**Given instruction**
What lines of the data include the string "with"? Copy them all.
= = =
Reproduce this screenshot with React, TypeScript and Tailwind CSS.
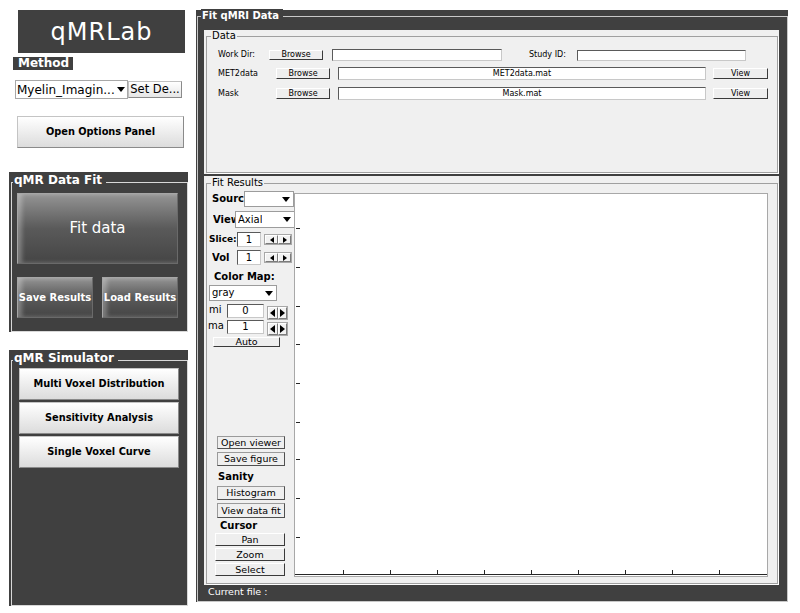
import React from "react";

function DownArrow() {
  return (
    <svg width="8" height="5" viewBox="0 0 8 5" className="shrink-0">
      <polygon points="0,0 8,0 4,5" fill="#000" />
    </svg>
  );
}

function Select({ className, text, textClass }: { className: string; text: string; textClass: string }) {
  return (
    <div className={`shrink-0 flex items-center justify-between bg-white border border-[#9c9c9c] pl-[2px] pr-[3px] ${className}`}>
      <span className={`whitespace-nowrap overflow-hidden leading-none ${textClass}`}>{text}</span>
      <DownArrow />
    </div>
  );
}

function Spinner({ className, big }: { className: string; big?: boolean }) {
  const cell =
    "flex-1 flex items-center justify-center bg-[#f2f2f2] border border-t-white border-l-white border-r-[#7c7c7c] border-b-[#7c7c7c]";
  return (
    <div className={`shrink-0 flex border border-[#a8a8a8] ${className}`}>
      <div className={cell}>
        {big ? (
          <svg width="5" height="8" viewBox="0 0 5 8"><polygon points="5,0 0,4 5,8" fill="#000" /></svg>
        ) : (
          <svg width="4" height="6" viewBox="0 0 4 6"><polygon points="4,0 0,3 4,6" fill="#000" /></svg>
        )}
      </div>
      <div className={cell}>
        {big ? (
          <svg width="5" height="8" viewBox="0 0 5 8"><polygon points="0,0 5,4 0,8" fill="#000" /></svg>
        ) : (
          <svg width="4" height="6" viewBox="0 0 4 6"><polygon points="0,0 4,3 0,6" fill="#000" /></svg>
        )}
      </div>
    </div>
  );
}

function Field({ className, children }: { className: string; children?: React.ReactNode }) {
  return (
    <div
      className={`shrink-0 flex items-center justify-center bg-white border border-t-[#5a5a5a] border-l-[#5a5a5a] border-r-[#c8c8c8] border-b-[#c8c8c8] leading-none whitespace-nowrap overflow-hidden ${className}`}
    >
      {children}
    </div>
  );
}

function SmallBtn({ className, children }: { className: string; children: React.ReactNode }) {
  return (
    <div
      className={`shrink-0 flex items-center justify-center bg-[#eeeeee] border border-t-white border-l-white border-r-[#3a3a3a] border-b-[#3a3a3a] leading-none whitespace-nowrap ${className}`}
    >
      {children}
    </div>
  );
}

function GrayBtn({ className, children }: { className: string; children: React.ReactNode }) {
  return (
    <div
      className={`shrink-0 flex items-center justify-center bg-[#efefef] border border-[#9a9a9a] border-r-[#505050] border-b-[#505050] text-[9.5px] leading-none whitespace-nowrap ${className}`}
    >
      {children}
    </div>
  );
}

function LightBigBtn({ className, children }: { className: string; children: React.ReactNode }) {
  return (
    <div
      className={`shrink-0 flex items-center justify-center bg-gradient-to-b from-white to-[#dcdcdc] border border-[#c4c4c4] border-r-[#8a8a8a] border-b-[#8a8a8a] font-bold text-[9.8px] leading-none whitespace-nowrap ${className}`}
    >
      {children}
    </div>
  );
}

function DarkBtn({ className, children }: { className: string; children: React.ReactNode }) {
  return (
    <div
      className={`shrink-0 flex items-center justify-center bg-gradient-to-b from-[#959595] via-[#5a5a5a] to-[#454545] border border-[#a6a6a6] border-r-[#6a6a6a] border-b-[#6a6a6a] shadow-[inset_4px_0_4px_rgba(255,255,255,0.28)] text-white leading-none whitespace-nowrap ${className}`}
    >
      {children}
    </div>
  );
}

export default function App() {
  const leftTicks = [34, 73, 112, 150, 189, 228, 265, 304, 343];
  const bottomTicks = [48, 95, 142, 189, 236, 283, 330, 377, 424];

  return (
    <div className="w-[800px] h-[613px] bg-white flex overflow-hidden font-['DejaVu_Sans',sans-serif] text-black">
      {/* LEFT COLUMN */}
      <div className="w-[196px] shrink-0 flex flex-col">
        <div className="ml-[18px] mt-[10px] w-[167px] h-[43px] bg-[#404040] flex items-center justify-center text-white text-[24px] tracking-[1px] leading-none">
          qMRLab
        </div>
        <div className="ml-[13px] mt-[4px] w-[60px] h-[13px] bg-[#404040] text-white font-bold text-[12px] leading-[13px] pl-[5px]">
          Method
        </div>
        <div className="ml-[15px] mt-[10px] flex items-start">
          <div className="shrink-0 w-[113px] h-[19px] bg-white border border-[#a8a8a8] flex items-center justify-between pl-[1px] pr-[2px]">
            <span className="text-[12px] leading-none whitespace-nowrap">Myelin_Imagin...</span>
            <DownArrow />
          </div>
          <div className="shrink-0 w-[54px] h-[17px] mt-[1px] bg-gradient-to-b from-white to-[#e6e6e6] border border-[#c0c0c0] border-r-[#8a8a8a] border-b-[#8a8a8a] flex items-center justify-center text-[11.5px] leading-none whitespace-nowrap">
            Set De...
          </div>
        </div>
        <LightBigBtn className="ml-[17px] mt-[17px] w-[167px] h-[32px]">Open Options Panel</LightBigBtn>

        {/* qMR Data Fit */}
        <div className="ml-[9px] mt-[24px] w-[179px] h-[160px] bg-[#404040] pt-[10px] pl-[2px]">
          <div className="relative h-full border border-[#d8d8d8] flex flex-col">
            <span className="absolute left-[1px] -top-[10px] bg-[#404040] pl-[1px] pr-[4px] text-white font-bold text-[12px] leading-[15px]">
              qMR Data Fit
            </span>
            <DarkBtn className="ml-[5px] mt-[10px] w-[161px] h-[71px] text-[15px]">Fit data</DarkBtn>
            <div className="ml-[5px] mt-[13px] flex">
              <DarkBtn className="w-[76px] h-[41px] font-bold text-[10px]">Save Results</DarkBtn>
              <DarkBtn className="ml-[9px] w-[76px] h-[41px] font-bold text-[10px]">Load Results</DarkBtn>
            </div>
          </div>
        </div>

        {/* qMR Simulator */}
        <div className="ml-[9px] mt-[18px] w-[179px] h-[256px] bg-[#404040] pt-[10px] pl-[2px]">
          <div className="relative h-full border border-[#d8d8d8] flex flex-col">
            <span className="absolute left-[1px] -top-[10px] bg-[#404040] pl-[1px] pr-[4px] text-white font-bold text-[12px] leading-[15px]">
              qMR Simulator
            </span>
            <LightBigBtn className="ml-[7px] mt-[7px] w-[160px] h-[32px]">Multi Voxel Distribution</LightBigBtn>
            <LightBigBtn className="ml-[7px] mt-[2px] w-[160px] h-[32px]">Sensitivity Analysis</LightBigBtn>
            <LightBigBtn className="ml-[7px] mt-[2px] w-[160px] h-[32px]">Single Voxel Curve</LightBigBtn>
          </div>
        </div>
      </div>

      {/* RIGHT PANEL */}
      <div className="mt-[10px] w-[592px] h-[592px] shrink-0 bg-[#404040] pt-[6px] pl-[1px]">
        <div className="relative h-full border border-[#c8c8c8] flex flex-col">
          <span className="absolute left-[3px] -top-[8px] bg-[#404040] pl-[1px] pr-[4px] text-white font-bold text-[10px] leading-[13px]">
            Fit qMRI Data
          </span>

          {/* Data panel */}
          <div className="ml-[6px] mt-[13px] w-[575px] h-[144px] bg-[#f0f0f0] pt-[6px] pl-[2px] pr-[1px] pb-[1px]">
            <div className="relative h-full border border-[#a0a0a0] shadow-[1px_1px_0_#ffffff] flex flex-col">
              <span className="absolute left-[4px] -top-[7px] bg-[#f0f0f0] px-[1px] text-[10px] leading-[12px]">Data</span>

              <div className="mt-[12px] h-[12px] flex items-center text-[8px] leading-none">
                <span className="ml-[11px] w-[51px] shrink-0">Work Dir:</span>
                <SmallBtn className="w-[54px] h-[10px] text-[8px]">Browse</SmallBtn>
                <Field className="ml-[9px] w-[170px] h-[12px]" />
                <span className="ml-[27px] w-[48px] shrink-0">Study ID:</span>
                <Field className="w-[169px] h-[11px]" />
              </div>

              <div className="mt-[6px] h-[13px] flex items-center text-[8px] leading-none">
                <span className="ml-[11px] w-[58px] shrink-0">MET2data</span>
                <SmallBtn className="w-[54px] h-[11px] text-[8px]">Browse</SmallBtn>
                <Field className="ml-[8px] w-[368px] h-[13px] text-[8px]">MET2data.mat</Field>
                <SmallBtn className="ml-[7px] w-[55px] h-[11px] text-[8px]">View</SmallBtn>
              </div>

              <div className="mt-[7px] h-[13px] flex items-center text-[8px] leading-none">
                <span className="ml-[11px] w-[58px] shrink-0">Mask</span>
                <SmallBtn className="w-[54px] h-[11px] text-[8px]">Browse</SmallBtn>
                <Field className="ml-[8px] w-[368px] h-[13px] text-[8px]">Mask.mat</Field>
                <SmallBtn className="ml-[7px] w-[55px] h-[11px] text-[8px]">View</SmallBtn>
              </div>
            </div>
          </div>

          {/* Fit Results panel */}
          <div className="ml-[6px] mt-[2px] w-[575px] h-[409px] bg-[#f0f0f0] pt-[7px] pl-[2px] pr-[1px] pb-[1px]">
            <div className="relative h-full border border-[#a0a0a0] shadow-[1px_1px_0_#ffffff] flex">
              <span className="absolute left-[4px] -top-[7px] bg-[#f0f0f0] px-[1px] text-[10px] leading-[12px]">Fit Results</span>

              {/* controls column */}
              <div className="w-[87px] shrink-0 flex flex-col text-[10px]">
                <div className="mt-[7px] h-[16px] flex items-center">
                  <span className="ml-[5px] w-[32px] shrink-0 overflow-hidden whitespace-nowrap font-bold leading-none">Source</span>
                  <Select className="w-[50px] h-[16px]" text="" textClass="text-[10px]" />
                </div>
                <div className="mt-[4px] h-[17px] flex items-center">
                  <span className="ml-[6px] w-[22px] shrink-0 overflow-hidden whitespace-nowrap font-bold leading-none">View</span>
                  <Select className="w-[60px] h-[17px]" text="Axial" textClass="text-[10px]" />
                </div>
                <div className="mt-[4px] h-[15px] flex items-center">
                  <span className="ml-[2px] w-[28px] shrink-0 whitespace-nowrap font-bold leading-none text-[9px]">Slice:</span>
                  <Field className="w-[24px] h-[15px] text-[10px]">1</Field>
                  <Spinner className="ml-[3px] w-[28px] h-[11px]" />
                </div>
                <div className="mt-[3px] h-[15px] flex items-center">
                  <span className="ml-[5px] w-[25px] shrink-0 overflow-hidden whitespace-nowrap font-bold leading-none">Vol</span>
                  <Field className="w-[24px] h-[15px] text-[10px]">1</Field>
                  <Spinner className="ml-[3px] w-[28px] h-[11px]" />
                </div>
                <div className="mt-[6px] h-[12px] ml-[7px] font-bold leading-[12px] whitespace-nowrap">Color Map:</div>
                <Select className="mt-[2px] ml-[2px] w-[68px] h-[16px]" text="gray" textClass="text-[10px]" />
                <div className="mt-[3px] h-[14px] flex items-start">
                  <span className="ml-[2px] mt-[1px] w-[18px] shrink-0 overflow-hidden whitespace-nowrap leading-none">mi</span>
                  <Field className="w-[37px] h-[14px] text-[10px]">0</Field>
                  <Spinner className="ml-[3px] mt-[2px] w-[21px] h-[14px]" big />
                </div>
                <div className="mt-[2px] h-[14px] flex items-start">
                  <span className="ml-[1px] mt-[1px] w-[19px] shrink-0 overflow-hidden whitespace-nowrap leading-none">ma</span>
                  <Field className="w-[37px] h-[14px] text-[10px]">1</Field>
                  <Spinner className="ml-[3px] mt-[2px] w-[21px] h-[14px]" big />
                </div>
                <SmallBtn className="mt-[3px] ml-[6px] w-[67px] h-[10px] text-[9.5px] overflow-hidden">Auto</SmallBtn>

                <GrayBtn className="mt-[89px] ml-[10px] w-[68px] h-[13px]">Open viewer</GrayBtn>
                <GrayBtn className="mt-[3px] ml-[10px] w-[68px] h-[14px]">Save figure</GrayBtn>
                <div className="mt-[5px] ml-[11px] h-[11px] font-bold leading-[11px]">Sanity</div>
                <GrayBtn className="mt-[4px] ml-[10px] w-[68px] h-[14px]">Histogram</GrayBtn>
                <GrayBtn className="mt-[3px] ml-[10px] w-[68px] h-[15px]">View data fit</GrayBtn>
                <div className="mt-[2px] ml-[13px] h-[11px] font-bold leading-[11px]">Cursor</div>
                <SmallBtn className="mt-[2px] ml-[8px] w-[70px] h-[13px] text-[9.5px]">Pan</SmallBtn>
                <SmallBtn className="mt-[2px] ml-[8px] w-[70px] h-[13px] text-[9.5px]">Zoom</SmallBtn>
                <SmallBtn className="mt-[2px] ml-[8px] w-[70px] h-[13px] text-[9.5px]">Select</SmallBtn>
              </div>

              {/* plot */}
              <div className="relative z-10 mt-[9px] w-[474px] h-[384px] shrink-0 bg-white border border-[#a8a8a8]">
                <svg width="472" height="382" viewBox="0 0 472 382" className="block">
                  <line x1="0" y1="380.5" x2="472" y2="380.5" stroke="#262626" strokeWidth="1" />
                  {leftTicks.map((y) => (
                    <line key={`l${y}`} x1="1" y1={y + 0.5} x2="5" y2={y + 0.5} stroke="#262626" strokeWidth="1" />
                  ))}
                  {bottomTicks.map((x) => (
                    <line key={`b${x}`} x1={x + 0.5} y1="376" x2={x + 0.5} y2="380" stroke="#262626" strokeWidth="1" />
                  ))}
                </svg>
              </div>
            </div>
          </div>

          <div className="ml-[10px] mt-[1px] text-white text-[9.5px] leading-[12px]">Current file :</div>
        </div>
      </div>
    </div>
  );
}
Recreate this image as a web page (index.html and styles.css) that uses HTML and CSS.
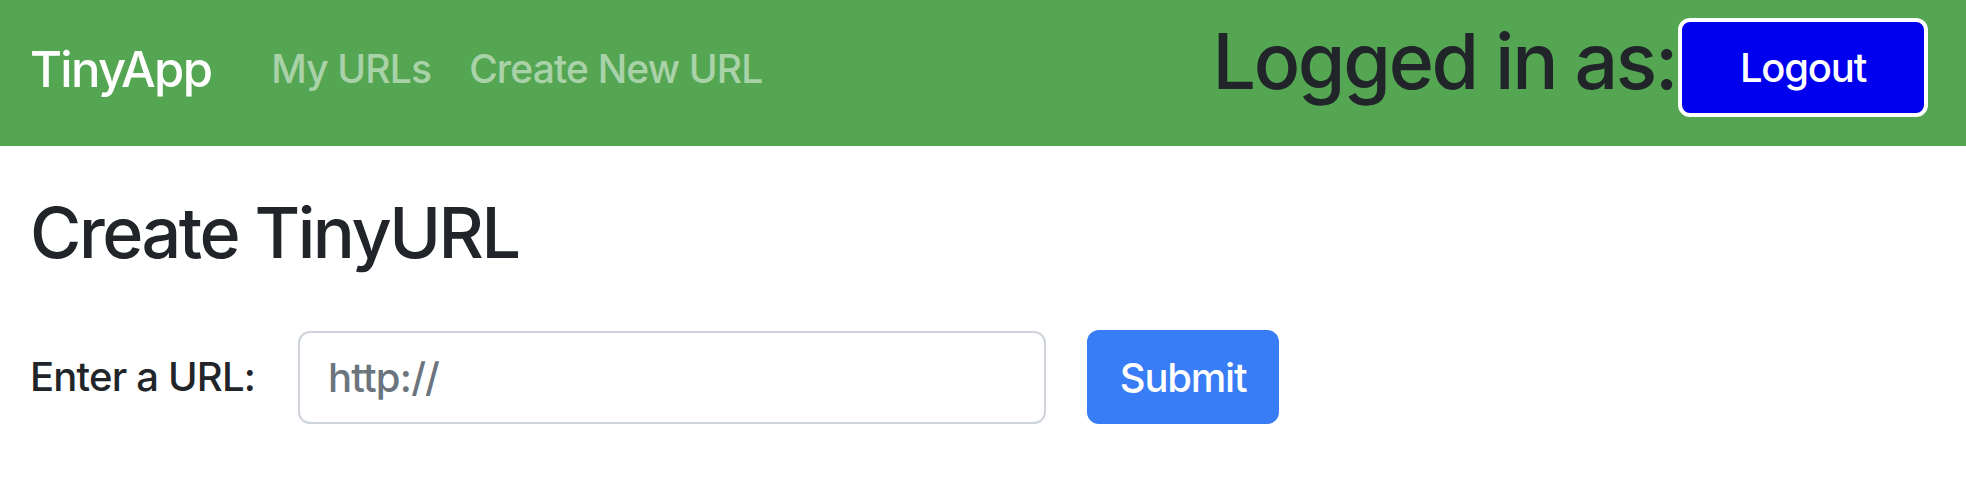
FILE: index.html
```html
<!DOCTYPE html>
<html lang="en">
<head>
<meta charset="utf-8">
<title>TinyApp</title>
<link rel="stylesheet" href="styles.css">
</head>
<body>
<nav class="navbar">
  <a class="brand" href="#">TinyApp</a>
  <div class="nav-links">
    <a class="nav-link" href="#">My URLs</a>
    <a class="nav-link" href="#">Create New URL</a>
  </div>
  <div class="user-box">
    <h2 class="logged">Logged in as:</h2>
    <button class="logout" type="button">Logout</button>
  </div>
</nav>
<main class="content">
  <h3 class="title">Create TinyURL</h3>
  <form class="url-form">
    <label class="url-label" for="longURL">Enter a URL:</label>
    <input class="url-input" id="longURL" type="text" placeholder="http://">
    <button class="submit" type="button">Submit</button>
  </form>
</main>
</body>
</html>
```
FILE: styles.css
```css
* { box-sizing: border-box; }
html, body { margin: 0; padding: 0; }
body {
  font-family: Inter, "Liberation Sans", Arial, sans-serif;
  font-weight: 500;
  color: #212529;
  background: #ffffff;
  width: 1966px;
  height: 504px;
  overflow: hidden;
}
.navbar {
  height: 146px;
  background: #54a652;
  display: flex;
  align-items: center;
  padding: 0 38px 0 30px;
}
.brand {
  font-size: 49px;
  letter-spacing: -0.035em;
  line-height: 1.5;
  color: #ffffff;
  text-decoration: none;
  margin-right: 40px;
  margin-bottom: 6px;
}
.nav-links {
  display: flex;
  margin-bottom: 7px;
}
.nav-link {
  font-size: 39px;
  letter-spacing: -0.022em;
  line-height: 1.5;
  padding: 0 20px;
  color: rgba(255, 255, 255, 0.5);
  text-decoration: none;
}
.nav-link + .nav-link { padding-left: 18px; }
.user-box {
  margin-left: auto;
  display: flex;
  align-items: center;
}
.logged {
  font-size: 77px;
  font-weight: 500;
  letter-spacing: -0.03em;
  line-height: 1.2;
  margin: 0 2px 23px 0;
  color: #212529;
}
.logout {
  width: 250px;
  height: 99px;
  background: #0000ee;
  color: #ffffff;
  border: 4px solid #ffffff;
  border-radius: 12px;
  font-family: Inter, "Liberation Sans", Arial, sans-serif;
  font-weight: 500;
  font-size: 40px;
  letter-spacing: -0.03em;
  padding: 0;
  margin-bottom: 11px;
}
.content {
  padding: 45px 30px 0 30px;
}
.title {
  font-size: 70px;
  font-weight: 500;
  letter-spacing: -0.035em;
  line-height: 1.2;
  margin: 0;
}
.url-form {
  margin-top: 55px;
  display: flex;
  align-items: center;
}
.url-label {
  font-size: 40px;
  letter-spacing: -0.02em;
  line-height: 1.5;
  margin-right: 43px;
}
.url-input {
  width: 748px;
  height: 93px;
  border: 2px solid #ced4da;
  border-radius: 12px;
  padding: 0 28px;
  font-family: Inter, "Liberation Sans", Arial, sans-serif;
  font-weight: 500;
  font-size: 40px;
  letter-spacing: -0.02em;
  color: #212529;
  margin-right: 41px;
}
.url-input::placeholder { color: #6c757d; }
.submit {
  width: 192px;
  height: 94px;
  background: #387cf6;
  color: #ffffff;
  border: none;
  border-radius: 12px;
  font-family: Inter, "Liberation Sans", Arial, sans-serif;
  font-weight: 500;
  font-size: 40px;
  letter-spacing: -0.03em;
  padding: 0;
}
```
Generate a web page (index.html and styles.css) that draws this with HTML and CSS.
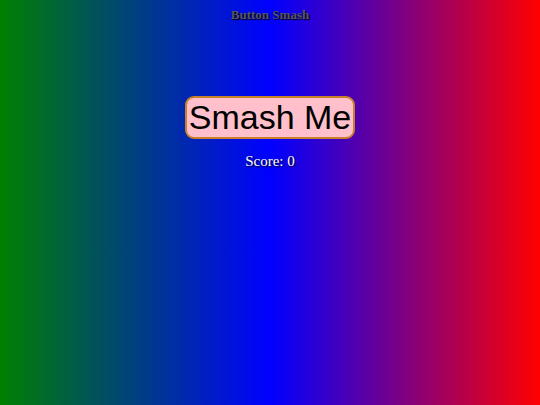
= = =
**Result below**
Reproduce this screenshot with React, TypeScript and Tailwind CSS.
Generate a web page (index.html and styles.css) that draws this with HTML and CSS.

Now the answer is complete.